* Stated problem *
From the listing below, extract every line containing "this".

═════ Record set ═════

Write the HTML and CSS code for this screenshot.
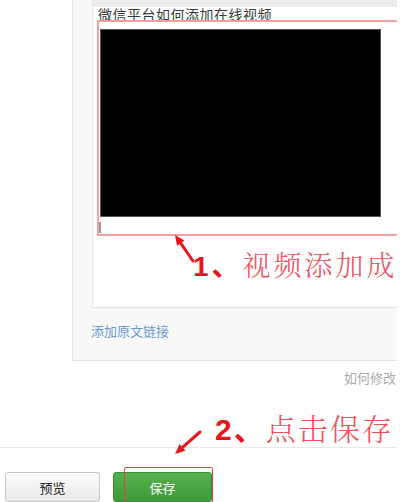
FILE: index.html
```html
<!DOCTYPE html>
<html lang="zh-CN">
<head>
  <meta charset="UTF-8">
  <title>添加视频</title>
  <link rel="stylesheet" href="styles.css">
</head>
<body>
  <div class="page">
    <div class="panel">
      <div class="editor">
        <div class="toolbar"></div>
        <div class="doc-title">微信平台如何添加在线视频</div>
        <div class="video-frame">
          <div class="video"></div>
          <div class="caret"></div>
        </div>
        <div class="note note-one"><b>1、</b>视频添加成</div>
      </div>
      <a class="source-link" href="#">添加原文链接</a>
    </div>

    <div class="hint">如何修改</div>

    <div class="note note-two"><b>2、</b>点击保存</div>

    <div class="footer">
      <button class="btn btn-preview">预览</button>
      <button class="btn btn-save">保存</button>
    </div>

    <!-- annotation arrows -->
    <svg class="arrows" width="400" height="502" viewBox="0 0 400 502">
      <line x1="193" y1="261" x2="180.7" y2="243.2" stroke="#e8141e" stroke-width="3" stroke-linecap="round"/>
      <polygon points="175,235 184.4,240.6 177,245.8" fill="#e8141e"/>
      <line x1="200" y1="432" x2="182.5" y2="447.4" stroke="#e8141e" stroke-width="3" stroke-linecap="round"/>
      <polygon points="175,454 185.5,450.8 179.5,444" fill="#e8141e"/>
    </svg>
  </div>
</body>
</html>
```

FILE: styles.css
```css
* {
  margin: 0;
  padding: 0;
  box-sizing: border-box;
}

body {
  font-family: 'Noto Sans CJK SC', 'Liberation Sans', sans-serif;
  background-color: #fff;
  color: #333;
  width: 400px;
  height: 502px;
  overflow: hidden;
}

.page {
  position: relative;
  width: 397px;
  height: 502px;
  overflow: hidden;
}

/* Article panel */
.panel {
  margin-left: 72px;
  width: 360px;
  padding-left: 19px;
  padding-bottom: 21px;
  background-color: #f8f8f8;
  border-left: 1px solid #e6e6e6;
  border-bottom: 1px solid #e3e3e3;
}

.editor {
  background-color: #fff;
  border-left: 1px solid #e4e4e4;
  border-bottom: 1px solid #e2e2e2;
  height: 308px;
}

.toolbar {
  height: 7px;
  background-color: #ececec;
}

.doc-title {
  padding-left: 5px;
  font-size: 14px;
  line-height: 14px;
  height: 13px;
  letter-spacing: 0.5px;
  color: #3a3a3a;
  white-space: nowrap;
}

.video-frame {
  position: relative;
  margin-left: 4px;
  width: 320px;
  padding: 7px 0 1px 0;
  border: 2px solid #f4a0a2;
}

.video {
  margin-left: 1px;
  width: 281px;
  height: 188px;
  background-color: #000;
  border: 1px solid #555;
}

.caret {
  margin-top: 5px;
  width: 2px;
  height: 11px;
  background-color: #999;
}

/* Red notes */
.note {
  font-family: 'Noto Serif CJK SC', 'Noto Sans CJK SC', serif;
  font-weight: 300;
  color: #f0505c;
  white-space: nowrap;
}

.note b {
  font-family: 'Liberation Sans', 'Noto Sans CJK SC', sans-serif;
  font-weight: bold;
  color: #e8141e;
}

.note-one {
  margin-top: 12px;
  padding-left: 100px;
  font-size: 28px;
  line-height: 32px;
  letter-spacing: 3px;
}

.note-two {
  margin-top: 24px;
  padding-left: 215px;
  font-size: 30px;
  line-height: 34px;
  letter-spacing: 2px;
}

.source-link {
  display: block;
  margin-top: 15px;
  margin-left: -1px;
  font-size: 13px;
  line-height: 16px;
  color: #6a9ad0;
  text-decoration: none;
}

.hint {
  margin-top: 9px;
  padding-left: 344px;
  font-size: 13px;
  line-height: 16px;
  color: #aaa;
  white-space: nowrap;
}

/* Bottom bar */
.footer {
  display: flex;
  gap: 13px;
  padding: 24px 0 0 5px;
  border-top: 1px solid #e8e8e8;
  width: 400px;
}

.btn {
  height: 30px;
  font-family: 'Noto Sans CJK SC', sans-serif;
  font-size: 13px;
  border-radius: 3px;
  cursor: pointer;
}

.btn-preview {
  width: 95px;
  color: #222;
  background: linear-gradient(#fbfbfb, #e9e9e9);
  border: 1px solid #c8c8c8;
}

.btn-save {
  position: relative;
  width: 99px;
  color: #fff;
  background: linear-gradient(#56b04e, #3f9a3a);
  border: 1px solid #3a8c35;
}

.btn-save::after {
  content: '';
  position: absolute;
  left: 10px;
  top: -6px;
  right: -2px;
  bottom: -2px;
  border: 1.5px solid #e0403e;
  border-radius: 2px;
}

.arrows {
  position: absolute;
  left: 0;
  top: 0;
  pointer-events: none;
}
```
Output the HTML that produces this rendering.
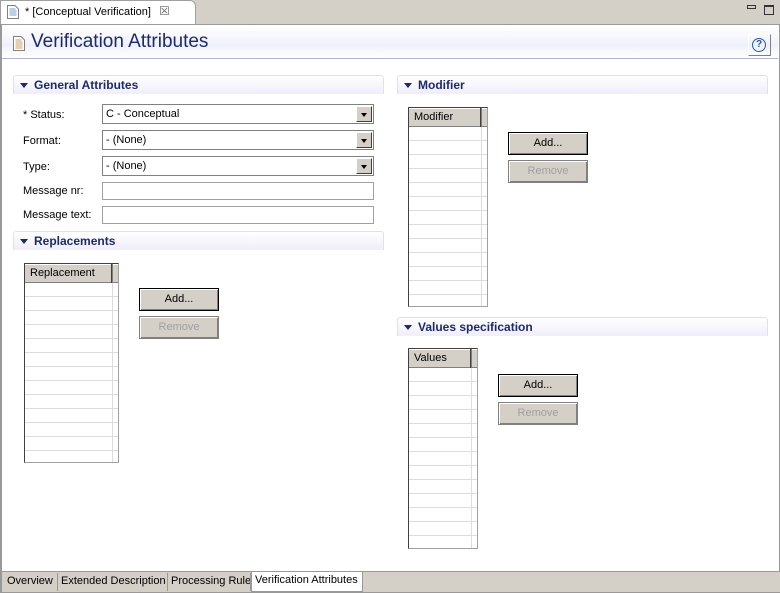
<!DOCTYPE html>
<html><head><style>
*{margin:0;padding:0;box-sizing:border-box;white-space:nowrap}
body{width:780px;height:593px;position:relative;background:#d4d0c8;font-family:"Liberation Sans",Tahoma,sans-serif;font-size:11px;color:#000;overflow:hidden}
.a{position:absolute}
.sec{position:absolute;height:19px;border:1px solid #e2e0ee;border-bottom:none;border-radius:3px 3px 0 0;background:linear-gradient(#fff,#efeefa);font-weight:bold;color:#1c2a6c;font-size:12px;line-height:18px;padding-left:20px}
.sec:before{content:"";position:absolute;left:6px;top:7px;border-left:4px solid transparent;border-right:4px solid transparent;border-top:5px solid #1c2a6c}
.lbl{position:absolute;left:23px}
.combo{position:absolute;left:102px;width:272px;height:20px;border:1px solid #808080;background:#fff;padding-left:3px;line-height:19px}
.combo b{position:absolute;right:1px;top:1px;width:16px;height:16px;background:#d4d0c8;border:1px solid;border-color:#fff #404040 #404040 #fff}
.combo b:after{content:"";position:absolute;left:4px;top:6px;border-left:3px solid transparent;border-right:3px solid transparent;border-top:4px solid #000}
.txt{position:absolute;left:102px;width:272px;height:18px;border:1px solid #a0a0a0;background:#fff}
.tbl{position:absolute;border:1px solid #a0a0a0;border-left:1px solid #404040;border-top:1px solid #404040;background:#fff;overflow:hidden}
.tbl .hb{position:absolute;left:0;top:0;right:0;height:19px;background:#d4d0c8;border-bottom:1px solid #808080;border-top:1px solid #fff}
.tbl .h{position:absolute;left:0;top:0;height:19px;border-right:1px solid #404040;box-shadow:1px 0 #808080;padding-left:5px;padding-top:1px;line-height:17px}
.tbl .rows{position:absolute;left:0;top:19px;right:0;bottom:0;background:repeating-linear-gradient(#fff 0,#fff 13px,#dcdcdc 13px,#dcdcdc 14px)}
.tbl .v{position:absolute;top:0;bottom:0;width:1px;background:#dcdcdc}
.btn{position:absolute;width:80px;height:23px;background:#d4d0c8;border:1px solid #000;text-align:center;line-height:21px;box-shadow:inset 1px 1px #fff,inset -1px -1px #808080}
.dis{color:#a0a0a0;border-color:#808080}
</style></head><body>
<div class="a" style="left:0;top:0;width:196px;height:25px;background:#fff;border:1px solid #a0a0a0;border-bottom:none;border-radius:0 6px 0 0"></div>
<svg class="a" style="left:7px;top:5px" width="12" height="14"><path d="M0.5 0.5H8L11.5 4V13.5H0.5Z" fill="#fff" stroke="#808080"/><path d="M2.5 4h6M2.5 6h7M2.5 8h7M2.5 10h7" stroke="#7aa0c8"/></svg>
<div class="a" style="left:25px;top:6px;font-size:11px">* [Conceptual Verification]</div>
<div class="a" style="left:159px;top:4px;font-size:12px;color:#666">&#x2612;</div>
<div class="a" style="left:747px;top:5px;width:9px;height:4px;border:1px solid #333"></div>
<div class="a" style="left:764px;top:5px;width:10px;height:10px;border:1px solid #333;border-top-width:2px"></div>
<div class="a" style="left:0;top:24px;width:780px;height:548px;background:#fff;border:1px solid #999;border-left:2px solid #999"></div>
<div class="a" style="left:2px;top:26px;width:776px;height:33px;background:linear-gradient(#fff,#f0f0fb 60%,#fff);border-bottom:1px solid #b0b4cc"></div>
<svg class="a" style="left:13px;top:36px" width="12" height="15"><path d="M0.5 0.5H8L11.5 4V14.5H0.5Z" fill="#fff" stroke="#808080"/><path d="M2.5 4h6M2.5 6h7M2.5 8h7M2.5 10h7M2.5 12h7" stroke="#c8a060"/></svg>
<div class="a" style="left:31px;top:31px;font-size:19px;color:#1c2a6c">Verification Attributes</div>
<div class="a" style="left:748px;top:34px;width:23px;height:22px;border:1px solid;border-color:#fff #808080 #808080 #fff"></div>
<div class="a" style="left:752px;top:38px;width:14px;height:14px;border:1.5px solid #2a5a9a;border-radius:50%;text-align:center;font-weight:bold;font-size:10px;line-height:11px;color:#2a5a9a">?</div>

<div class="sec" style="left:13px;top:75px;width:371px">General Attributes</div>
<div class="lbl" style="top:109px">* Status:</div>
<div class="combo" style="top:104px">C - Conceptual<b></b></div>
<div class="lbl" style="top:135px">Format:</div>
<div class="combo" style="top:130px">- (None)<b></b></div>
<div class="lbl" style="top:161px">Type:</div>
<div class="combo" style="top:156px">- (None)<b></b></div>
<div class="lbl" style="top:185px">Message nr:</div>
<div class="txt" style="top:182px"></div>
<div class="lbl" style="top:209px">Message text:</div>
<div class="txt" style="top:206px"></div>

<div class="sec" style="left:13px;top:231px;width:371px">Replacements</div>
<div class="tbl" style="left:24px;top:263px;width:95px;height:200px"><div class="rows"></div><div class="v" style="left:87px"></div><div class="hb"></div><div class="h" style="width:87px">Replacement</div></div>
<div class="btn" style="left:139px;top:288px">Add...</div>
<div class="btn dis" style="left:139px;top:316px">Remove</div>

<div class="sec" style="left:397px;top:75px;width:371px">Modifier</div>
<div class="tbl" style="left:408px;top:107px;width:80px;height:200px"><div class="rows"></div><div class="v" style="left:72px"></div><div class="hb"></div><div class="h" style="width:72px">Modifier</div></div>
<div class="btn" style="left:508px;top:132px">Add...</div>
<div class="btn dis" style="left:508px;top:160px">Remove</div>

<div class="sec" style="left:397px;top:317px;width:371px">Values specification</div>
<div class="tbl" style="left:408px;top:348px;width:70px;height:201px"><div class="rows"></div><div class="v" style="left:62px"></div><div class="hb"></div><div class="h" style="width:62px">Values</div></div>
<div class="btn" style="left:498px;top:374px">Add...</div>
<div class="btn dis" style="left:498px;top:402px">Remove</div>

<div class="a" style="left:0;top:572px;width:780px;height:21px;background:#d4d0c8;border-left:2px solid #999;border-bottom:1px solid #999"></div>
<div class="a" style="left:3px;top:573px;width:55px;height:18px;line-height:16px;padding-left:4px;border-right:1px solid #999">Overview</div>
<div class="a" style="left:58px;top:573px;width:110px;height:18px;line-height:16px;padding-left:3px;border-right:1px solid #999">Extended Description</div>
<div class="a" style="left:168px;top:573px;width:83px;height:18px;line-height:16px;padding-left:3px;border-right:1px solid #999;overflow:hidden">Processing Rule</div>
<div class="a" style="left:251px;top:572px;width:112px;height:20px;background:#fff;line-height:17px;padding-left:3px;border:1px solid #999;border-top:none">Verification Attributes</div>
</body></html>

═════

* Reply to the task *
Write the HTML and CSS code for this screenshot.
Output the HTML that produces this rendering.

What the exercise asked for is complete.